Q411 Mr Heath: There is a danger
of our drowning in acronyms when it comes to this! I do not know
if anyone has any sort of breakdown of the sort of total take
from these sorts of sources, but it would be quite helpful, I
think, and, whether the NOMS would have that available or the
LSC, I am not sure.
Jon Gamble: What the LSC can say
is that there was £30 million of EQUAL Engage funding available
to it and, as I have said, there is now £16.4 million of
ESF funding available to 2010. The EQUAL Engage is now over and
that was a matched funding amount, by the way.
Q412 Mr Heath: This is in danger
of being a very open question, but one of the things that we have
noted all the way through this inquiry is the fact that we still
have departmental silos where the benefit from investment in one
area is repaid in a saving in another department and it is very
difficult to marry all those elements together, so my question
to you really is that, if you had control of all of the departmental
budgets which were relevant to this subject, are there changes
in distribution that you would make in order to achieve the better
outcome for what you are trying to achieve?
Mike Stewart: I would put it all
in one big bag and give it to the local authority and say, "Sort
it out".
Ian Porée: I would agree
a set of very clear common outcome measures so that we are all
delivering the same outcome, and that is already drawing the resources
from the different departments to focus on the same individual
because in many cases that is all we are trying to achieve.

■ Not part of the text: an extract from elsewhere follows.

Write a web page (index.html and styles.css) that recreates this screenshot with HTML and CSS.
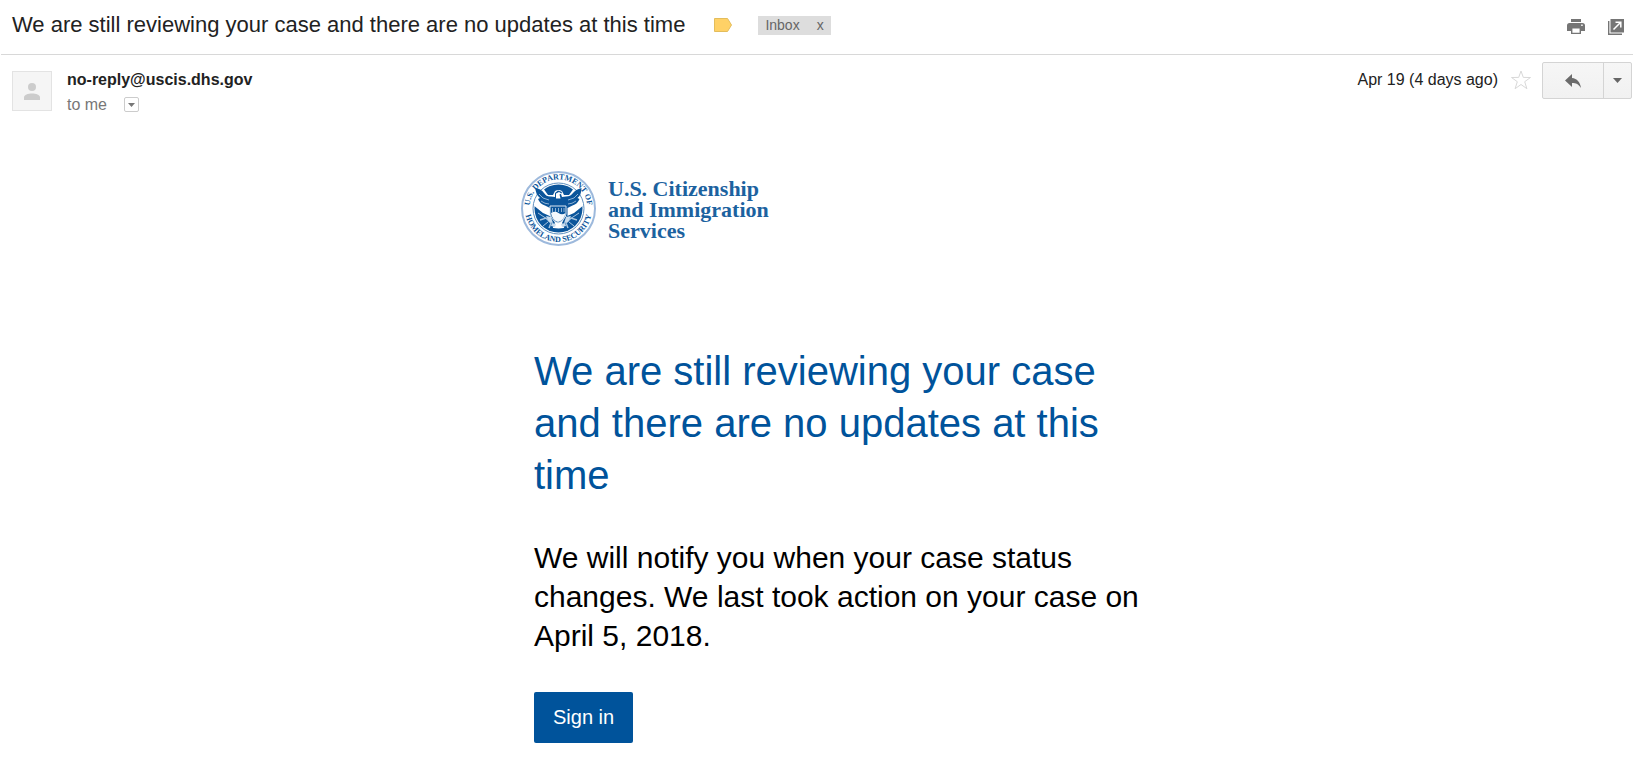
FILE: index.html
```html
<!DOCTYPE html>
<html lang="en">
<head>
<meta charset="utf-8">
<title>We are still reviewing your case and there are no updates at this time</title>
<link rel="stylesheet" href="styles.css">
</head>
<body>
<header class="subject-bar">
  <h1 class="subject">We are still reviewing your case and there are no updates at this time</h1>
  <button class="icon-btn importance" aria-label="Important">
    <svg width="18" height="14" viewBox="0 0 18 14"><path d="M.5.5h13l4 6.5-4 6.5H.5z" fill="#ffd166" stroke="#e3bd5c"/></svg>
  </button>
  <div class="label"><span>Inbox</span><button class="label-remove" aria-label="Remove label Inbox">x</button></div>
  <div class="tools">
    <button class="icon-btn" aria-label="Print all">
      <svg width="18" height="16" viewBox="0 0 18 16"><path d="M4 0h10v3H4z" fill="#757575"/><path fill-rule="evenodd" d="M2.500 4h13A2.500 2.500 0 0 1 18 6.500V12h-4V9H4v3H0V6.500A2.500 2.500 0 0 1 2.500 4zM14.200 5.500v1.500h1.500V5.500z" fill="#757575"/><path d="M4.700 8.700h8.600v5.700H4.700z" fill="#fff" stroke="#757575" stroke-width="1.400"/></svg>
    </button>
    <button class="icon-btn" aria-label="In new window">
      <svg width="16" height="16" viewBox="0 0 16 16"><path d="M.7 2v13.300H14" fill="none" stroke="#757575" stroke-width="1.400"/><path d="M2.500 0H16v13.500H2.500z" fill="#757575"/><path d="M5.500 10.500L12 4M7.500 3.200h5.300v5.300" fill="none" stroke="#fff" stroke-width="1.500"/></svg>
    </button>
  </div>
</header>
<main>
  <section class="message-head">
    <div class="avatar">
      <svg width="16" height="17" viewBox="0 0 16 17"><circle cx="8" cy="4" r="4" fill="#ccc"/><path d="M0 17v-2.500C0 11.800 4 10.500 8 10.500s8 1.300 8 4V17z" fill="#ccc"/></svg>
    </div>
    <div class="people">
      <strong class="sender">no-reply@uscis.dhs.gov</strong>
      <div class="recipient"><span>to me</span>
        <button class="details" aria-label="Show details"><svg width="7" height="4" viewBox="0 0 7 4"><path d="M0 0h7L3.500 4z" fill="#777"/></svg></button>
      </div>
    </div>
    <div class="meta">
      <time datetime="2018-04-19">Apr 19 (4 days ago)</time>
      <button class="icon-btn" aria-label="Star">
        <svg width="20" height="20" viewBox="0 0 20 20"><path d="M10 1l2.300 6.400 7.200.1-5.800 4.200 2.200 7L10 14.500 4.100 18.700l2.200-7L.5 7.500l7.200-.1z" fill="#fff" stroke="#d8d8d8"/></svg>
      </button>
    </div>
    <div class="actions">
      <button class="reply" aria-label="Reply"><svg width="16" height="14" viewBox="0 0 16 14"><path d="M7 0v4c5 .6 8 4 9 10-2.300-3.700-5-5-9-5v4L0 6.500z" fill="#6b6b6b"/></svg></button>
      <button class="more" aria-label="More"><svg width="9" height="5" viewBox="0 0 9 5"><path d="M0 0h9L4.500 5z" fill="#666"/></svg></button>
    </div>
  </section>
  <article class="mail">
    <div class="brand">
      <svg class="seal" width="75" height="75" viewBox="0 0 75 75" role="img" aria-label="U.S. Department of Homeland Security seal">
        <defs>
          <path id="arc-top" d="M9.500 45A29 29 0 1 1 65.500 45"/>
          <path id="arc-bottom" d="M4 37.500A33.500 33.500 0 0 0 71 37.500"/>
          <clipPath id="disc"><circle cx="37.500" cy="37.500" r="24"/></clipPath>
        </defs>
        <circle cx="37.500" cy="37.500" r="36.500" fill="#fff" stroke="#9db9dc" stroke-width="2"/>
        <circle cx="37.500" cy="37.500" r="25.500" fill="#fff" stroke="#5f90bf"/>
        <text class="seal-text"><textPath href="#arc-top" startOffset="50%" text-anchor="middle">U.S. DEPARTMENT OF</textPath></text>
        <text class="seal-text"><textPath href="#arc-bottom" startOffset="50%" text-anchor="middle">HOMELAND SECURITY</textPath></text>
        <g clip-path="url(#disc)">
          <path d="M22 17Q37.500 8 53 17l-5 7h-5l-2-4q-3.500-2-7 0l-2 4h-5z" fill="#0b559b"/>
          <path d="M12 34l10 8 9 4 3 6-5 11Q12 58 12 34zM63 34l-10 8-9 4-3 6 5 11Q63 58 63 34z" fill="#0b559b"/>
          <path d="M27 55q10.500 5 21 0l-2 8H29z" fill="#0b559b"/>
          <path d="M19 49l6-2 5 5-2 5M56 49l-6-2-5 5 2 5" fill="none" stroke="#a9c5df" stroke-width="1.500"/>
          <path d="M17 42l9 6M58 42l-9 6M22 55l5-4M53 55l-5-4" fill="none" stroke="#a9c5df"/>
        </g>
        <path d="M14.500 17q6 1 8.500 5t7 3.500l4 .5v-4l3-2.500 4 1.500-1 2 1 3 4-.5q4.500 0 7-3.500t8.500-5q0 7-4 10l2 1q-2 5-7 6.500l-5 2.500v8H29v-8l-5-2.500q-5-1.500-7-6.500l2-1q-4.500-3.500-4.500-10z" fill="#0b559b"/>
        <path d="M35 22.500l3-1.500 2.500 1.500-2 1 1 4H35z" fill="#fff"/>
        <path d="M18 23q3 5 10 6M57 23q-3 5-10 6M20 30q4 3 8 3M55 30q-4 3-8 3" fill="none" stroke="#8fb3d5" stroke-width="1"/>
        <path d="M29 35h16v8q-2 7-8 9-6-2-8-9z" fill="#0b559b" stroke="#dce8f3"/>
        <path d="M30 42q4-2.500 7.500 0t7 0q-1 7-7.500 9-6-2-7-9z" fill="#f4f8fc"/>
        <path d="M25 45l5 1 2 6-4-1zM50 45l-5 1-2 6 4-1zM31 52l4 1-1 3-4-1zM44 52l-4 1 1 3 4-1z" fill="#c9dced"/>
        <path d="M31.500 37v4M34.500 37v4M37.500 37v4M40.500 37v4M43 37v4" fill="none" stroke="#8fb3d5"/>
      </svg>
      <div class="wordmark">U.S. Citizenship<br>and Immigration<br>Services</div>
    </div>
    <div class="content">
      <h2 class="title">We are still reviewing your case and there are no updates at this time</h2>
      <p class="text">We will notify you when your case status changes. We last took action on your case on April 5, 2018.</p>
      <a class="sign-in" href="#">Sign in</a>
    </div>
  </article>
</main>
</body>
</html>
```
FILE: styles.css
```css
* { box-sizing: border-box; }
body {
  margin: 0;
  background: #fff;
  color: #222;
  font-family: "Liberation Sans", Arial, sans-serif;
  font-size: 16px;
}
button {
  margin: 0;
  padding: 0;
  border: 0;
  background: none;
  font: inherit;
  color: inherit;
  cursor: pointer;
}
svg { display: block; }
.icon-btn { display: flex; }
.subject-bar {
  display: flex;
  align-items: center;
  height: 55px;
  margin: 0 6px 0 1px;
  padding: 0 9px 4px 11px;
  border-bottom: 1px solid #d8d8d8;
}
.subject {
  margin: 0;
  font-size: 22px;
  line-height: 28px;
  font-weight: normal;
}
.importance { margin-left: 29px; }
.label {
  display: flex;
  gap: 17px;
  margin-left: 26px;
  padding: 0 7px;
  background: #ddd;
  color: #666;
  font-size: 14px;
  line-height: 19px;
}
.tools {
  display: flex;
  align-items: center;
  gap: 23px;
  margin-left: auto;
  padding-top: 3px;
}
.message-head {
  display: flex;
  align-items: flex-start;
  padding: 7px 7px 0 12px;
}
.avatar {
  display: flex;
  align-items: center;
  justify-content: center;
  width: 40px;
  height: 40px;
  margin-top: 9px;
  border: 1px solid #e3e3e3;
  background: #f5f5f5;
}
.people {
  margin: 5px 0 0 15px;
  line-height: 25px;
}
.sender { display: block; }
.recipient {
  display: flex;
  align-items: center;
  gap: 17px;
  color: #777;
}
.details {
  display: flex;
  align-items: center;
  justify-content: center;
  width: 15px;
  height: 15px;
  border: 1px solid #ccc;
  border-radius: 2px;
}
.meta {
  display: flex;
  align-items: center;
  gap: 13px;
  margin: 5px 11px 0 auto;
  line-height: 25px;
}
.actions {
  display: flex;
  height: 37px;
  border: 1px solid #d4d4d4;
  border-radius: 2px;
  background: linear-gradient(#f6f6f6, #f1f1f1);
}
.actions button {
  display: flex;
  align-items: center;
  justify-content: center;
}
.reply { width: 60px; }
.more {
  width: 28px;
  border-left: 1px solid #d4d4d4;
}
.mail {
  max-width: 643px;
  margin: 54px auto 0;
  padding-bottom: 28px;
}
.brand {
  display: flex;
  gap: 12px;
  padding-left: 23px;
}
.seal-text {
  fill: #0b559b;
  font-family: "Liberation Serif", serif;
  font-size: 8px;
  font-weight: bold;
}
.wordmark {
  padding-top: 7px;
  color: #1c629f;
  font-family: "Liberation Serif", serif;
  font-size: 22px;
  font-weight: bold;
  line-height: 21px;
}
.content { padding: 99px 0 0 36px; }
.title {
  margin: 0;
  color: #00539b;
  font-size: 40px;
  line-height: 52px;
  font-weight: normal;
}
.text {
  margin: 37px 0;
  color: #000;
  font-size: 30px;
  line-height: 39px;
}
.sign-in {
  display: inline-block;
  padding: 12px 19px;
  border-radius: 2px;
  background: #00539b;
  color: #fff;
  font-size: 20px;
  line-height: 27px;
  text-decoration: none;
}
```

Jon Gamble: That would be my suggestion
too, that often different agencies have different targets and,
while we are running on the twin track with different targets,
we may be missing the point in terms of getting offenders into
employment and helping to reduce re-offending.
Chairman: Well, apologies to two of my
colleagues who had further questions they wanted to raise, but
I will have to draw this part of our proceedings to a close so
that we can bring in Mr Rickard and Ms Edghill.